─── GIVEN INFORMATION

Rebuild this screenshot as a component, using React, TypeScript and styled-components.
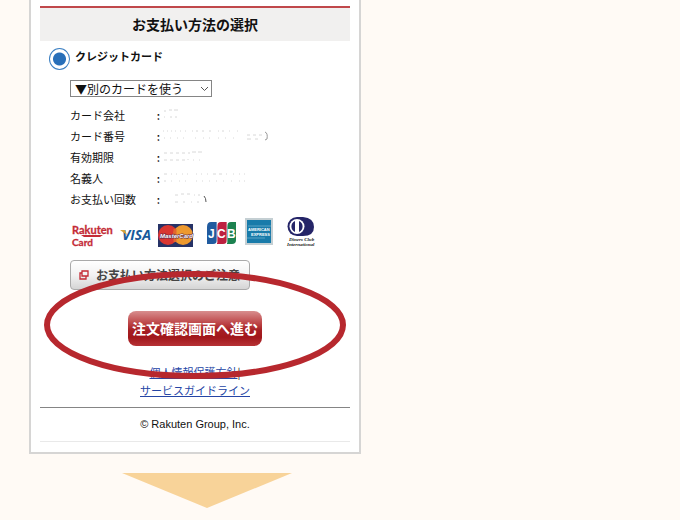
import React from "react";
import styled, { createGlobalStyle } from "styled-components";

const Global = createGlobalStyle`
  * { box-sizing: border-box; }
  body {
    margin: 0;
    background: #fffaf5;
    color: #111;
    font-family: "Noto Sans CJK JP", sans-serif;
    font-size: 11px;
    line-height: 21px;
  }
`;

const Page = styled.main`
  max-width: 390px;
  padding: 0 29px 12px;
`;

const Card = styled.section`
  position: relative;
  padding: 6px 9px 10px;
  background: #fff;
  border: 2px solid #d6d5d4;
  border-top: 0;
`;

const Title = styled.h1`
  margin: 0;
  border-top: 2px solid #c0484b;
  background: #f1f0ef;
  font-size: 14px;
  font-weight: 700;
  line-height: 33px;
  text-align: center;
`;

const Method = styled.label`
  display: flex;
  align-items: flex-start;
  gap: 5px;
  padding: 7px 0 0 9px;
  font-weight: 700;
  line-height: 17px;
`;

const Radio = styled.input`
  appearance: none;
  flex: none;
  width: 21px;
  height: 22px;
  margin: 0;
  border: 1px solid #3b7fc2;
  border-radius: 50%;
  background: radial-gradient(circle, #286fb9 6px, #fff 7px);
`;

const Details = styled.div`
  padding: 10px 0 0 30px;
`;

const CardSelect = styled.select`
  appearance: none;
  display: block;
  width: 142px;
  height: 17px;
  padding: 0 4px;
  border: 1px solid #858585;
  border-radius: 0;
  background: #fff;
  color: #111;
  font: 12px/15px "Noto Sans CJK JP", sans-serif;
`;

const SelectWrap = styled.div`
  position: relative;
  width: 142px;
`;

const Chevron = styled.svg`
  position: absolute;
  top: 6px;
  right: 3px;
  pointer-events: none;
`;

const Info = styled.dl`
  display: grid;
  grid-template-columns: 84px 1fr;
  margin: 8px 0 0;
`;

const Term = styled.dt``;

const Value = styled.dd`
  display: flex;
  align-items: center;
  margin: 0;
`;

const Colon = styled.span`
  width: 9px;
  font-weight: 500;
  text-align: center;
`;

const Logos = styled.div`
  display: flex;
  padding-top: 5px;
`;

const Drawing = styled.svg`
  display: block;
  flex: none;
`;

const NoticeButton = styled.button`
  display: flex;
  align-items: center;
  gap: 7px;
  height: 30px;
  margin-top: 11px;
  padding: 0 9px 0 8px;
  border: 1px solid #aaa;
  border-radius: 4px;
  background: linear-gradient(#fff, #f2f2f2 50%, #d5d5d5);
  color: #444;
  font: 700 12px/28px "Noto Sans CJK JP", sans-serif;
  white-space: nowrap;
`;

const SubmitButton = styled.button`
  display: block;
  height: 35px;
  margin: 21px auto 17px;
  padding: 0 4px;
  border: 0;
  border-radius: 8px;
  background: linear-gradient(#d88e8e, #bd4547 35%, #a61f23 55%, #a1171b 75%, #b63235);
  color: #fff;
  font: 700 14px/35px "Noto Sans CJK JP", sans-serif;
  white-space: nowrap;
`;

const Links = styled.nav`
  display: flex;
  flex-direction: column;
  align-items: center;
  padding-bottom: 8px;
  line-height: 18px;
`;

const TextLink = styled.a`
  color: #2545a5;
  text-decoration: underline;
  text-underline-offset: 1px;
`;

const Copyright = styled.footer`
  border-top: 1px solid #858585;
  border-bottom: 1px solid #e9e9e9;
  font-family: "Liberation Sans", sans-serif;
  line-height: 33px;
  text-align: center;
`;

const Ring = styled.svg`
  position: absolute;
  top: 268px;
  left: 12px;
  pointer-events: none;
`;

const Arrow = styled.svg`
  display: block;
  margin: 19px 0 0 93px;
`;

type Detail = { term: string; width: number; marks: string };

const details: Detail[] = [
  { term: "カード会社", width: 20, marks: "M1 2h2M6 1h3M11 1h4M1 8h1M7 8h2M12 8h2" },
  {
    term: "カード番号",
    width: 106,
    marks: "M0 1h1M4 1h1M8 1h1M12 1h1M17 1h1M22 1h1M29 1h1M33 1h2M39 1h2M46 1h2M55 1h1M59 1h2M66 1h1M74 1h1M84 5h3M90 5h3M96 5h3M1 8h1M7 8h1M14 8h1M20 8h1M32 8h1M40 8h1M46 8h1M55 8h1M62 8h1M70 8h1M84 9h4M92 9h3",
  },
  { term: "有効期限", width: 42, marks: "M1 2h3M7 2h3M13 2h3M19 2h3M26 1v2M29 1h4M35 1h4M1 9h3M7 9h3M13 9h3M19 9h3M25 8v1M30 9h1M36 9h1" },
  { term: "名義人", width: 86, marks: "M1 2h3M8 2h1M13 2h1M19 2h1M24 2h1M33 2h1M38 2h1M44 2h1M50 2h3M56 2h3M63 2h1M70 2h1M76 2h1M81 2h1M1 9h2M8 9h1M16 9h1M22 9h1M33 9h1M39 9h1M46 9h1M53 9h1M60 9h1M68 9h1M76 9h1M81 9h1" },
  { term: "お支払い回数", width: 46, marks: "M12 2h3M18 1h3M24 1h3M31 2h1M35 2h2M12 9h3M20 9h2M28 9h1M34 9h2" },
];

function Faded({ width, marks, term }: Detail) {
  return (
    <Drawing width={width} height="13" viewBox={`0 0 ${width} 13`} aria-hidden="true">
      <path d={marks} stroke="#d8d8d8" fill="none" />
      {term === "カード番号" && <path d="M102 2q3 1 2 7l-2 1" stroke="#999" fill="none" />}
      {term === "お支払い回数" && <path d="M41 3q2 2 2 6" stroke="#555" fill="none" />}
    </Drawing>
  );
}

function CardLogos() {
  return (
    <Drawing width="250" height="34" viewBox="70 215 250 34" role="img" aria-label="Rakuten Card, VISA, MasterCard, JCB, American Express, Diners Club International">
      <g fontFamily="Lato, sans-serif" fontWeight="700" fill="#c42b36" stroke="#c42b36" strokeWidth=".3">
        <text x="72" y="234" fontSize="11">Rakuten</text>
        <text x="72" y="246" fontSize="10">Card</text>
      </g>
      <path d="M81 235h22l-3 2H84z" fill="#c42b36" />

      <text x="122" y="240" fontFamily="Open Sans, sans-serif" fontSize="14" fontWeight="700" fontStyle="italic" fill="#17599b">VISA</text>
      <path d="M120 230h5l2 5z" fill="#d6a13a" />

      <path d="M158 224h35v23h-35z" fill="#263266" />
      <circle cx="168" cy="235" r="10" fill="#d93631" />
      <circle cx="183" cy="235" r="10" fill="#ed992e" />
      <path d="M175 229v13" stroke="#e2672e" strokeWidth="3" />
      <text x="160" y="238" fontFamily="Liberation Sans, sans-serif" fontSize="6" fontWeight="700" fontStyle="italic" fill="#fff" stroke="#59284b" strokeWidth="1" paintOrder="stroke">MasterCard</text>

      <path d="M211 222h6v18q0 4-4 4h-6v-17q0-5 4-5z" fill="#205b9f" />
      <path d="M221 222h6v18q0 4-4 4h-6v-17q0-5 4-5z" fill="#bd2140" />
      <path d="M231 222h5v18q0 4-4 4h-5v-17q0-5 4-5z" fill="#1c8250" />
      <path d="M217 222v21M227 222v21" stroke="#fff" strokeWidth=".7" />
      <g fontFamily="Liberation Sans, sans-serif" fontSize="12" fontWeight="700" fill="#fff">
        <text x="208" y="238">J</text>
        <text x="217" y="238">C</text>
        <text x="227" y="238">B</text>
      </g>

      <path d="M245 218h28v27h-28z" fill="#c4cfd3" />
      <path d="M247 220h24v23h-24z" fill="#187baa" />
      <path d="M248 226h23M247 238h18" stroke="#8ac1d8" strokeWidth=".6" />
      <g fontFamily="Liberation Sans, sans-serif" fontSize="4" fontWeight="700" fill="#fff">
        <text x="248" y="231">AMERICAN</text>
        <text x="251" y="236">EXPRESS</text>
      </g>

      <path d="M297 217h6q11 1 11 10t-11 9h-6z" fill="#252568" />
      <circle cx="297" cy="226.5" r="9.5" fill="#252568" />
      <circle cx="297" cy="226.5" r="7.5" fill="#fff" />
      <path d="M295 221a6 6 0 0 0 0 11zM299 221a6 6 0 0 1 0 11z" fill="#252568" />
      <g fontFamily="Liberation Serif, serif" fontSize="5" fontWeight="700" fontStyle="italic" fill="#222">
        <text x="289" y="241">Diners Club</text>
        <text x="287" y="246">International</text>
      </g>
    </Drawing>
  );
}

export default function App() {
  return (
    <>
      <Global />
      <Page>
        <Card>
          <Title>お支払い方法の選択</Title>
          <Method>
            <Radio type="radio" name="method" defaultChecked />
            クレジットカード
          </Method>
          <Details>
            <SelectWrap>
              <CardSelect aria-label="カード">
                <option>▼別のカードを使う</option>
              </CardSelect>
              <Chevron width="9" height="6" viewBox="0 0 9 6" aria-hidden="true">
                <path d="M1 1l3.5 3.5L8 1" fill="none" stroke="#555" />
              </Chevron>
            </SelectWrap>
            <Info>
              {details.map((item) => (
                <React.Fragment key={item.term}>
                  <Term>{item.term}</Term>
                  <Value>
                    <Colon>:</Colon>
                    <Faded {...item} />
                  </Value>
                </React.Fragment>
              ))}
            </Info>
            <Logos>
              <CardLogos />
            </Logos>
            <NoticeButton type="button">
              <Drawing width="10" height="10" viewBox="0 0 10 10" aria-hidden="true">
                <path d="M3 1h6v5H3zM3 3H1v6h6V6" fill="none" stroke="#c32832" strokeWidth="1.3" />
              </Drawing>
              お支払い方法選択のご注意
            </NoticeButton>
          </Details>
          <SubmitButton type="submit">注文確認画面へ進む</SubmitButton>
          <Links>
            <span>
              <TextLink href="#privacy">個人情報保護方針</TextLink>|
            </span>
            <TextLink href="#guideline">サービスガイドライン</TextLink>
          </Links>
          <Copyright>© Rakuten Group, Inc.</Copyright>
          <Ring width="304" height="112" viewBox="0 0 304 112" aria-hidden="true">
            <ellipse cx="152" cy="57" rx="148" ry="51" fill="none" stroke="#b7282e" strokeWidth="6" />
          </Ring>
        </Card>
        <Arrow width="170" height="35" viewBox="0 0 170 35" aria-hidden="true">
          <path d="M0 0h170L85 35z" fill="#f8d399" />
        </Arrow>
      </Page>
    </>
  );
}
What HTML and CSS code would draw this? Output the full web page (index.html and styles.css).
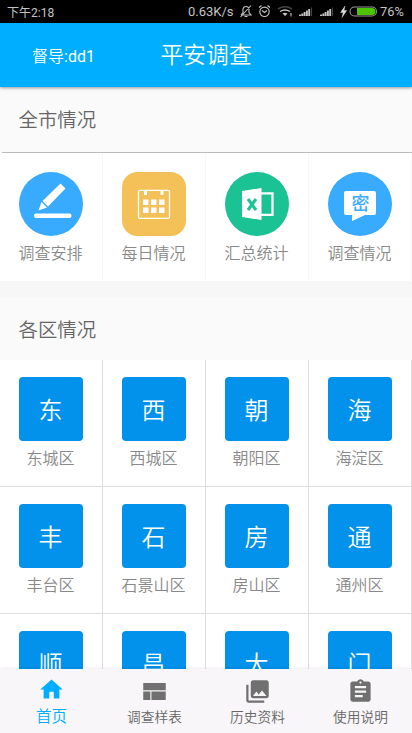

──────

WRITTEN INSTRUCTION:
Go through the material above and copy each line that has the word "this".

TASK OUTPUT:
Rebuild this screenshot as a component, using React, TypeScript and styled-components.
What HTML and CSS code would draw this? Output the full web page (index.html and styles.css).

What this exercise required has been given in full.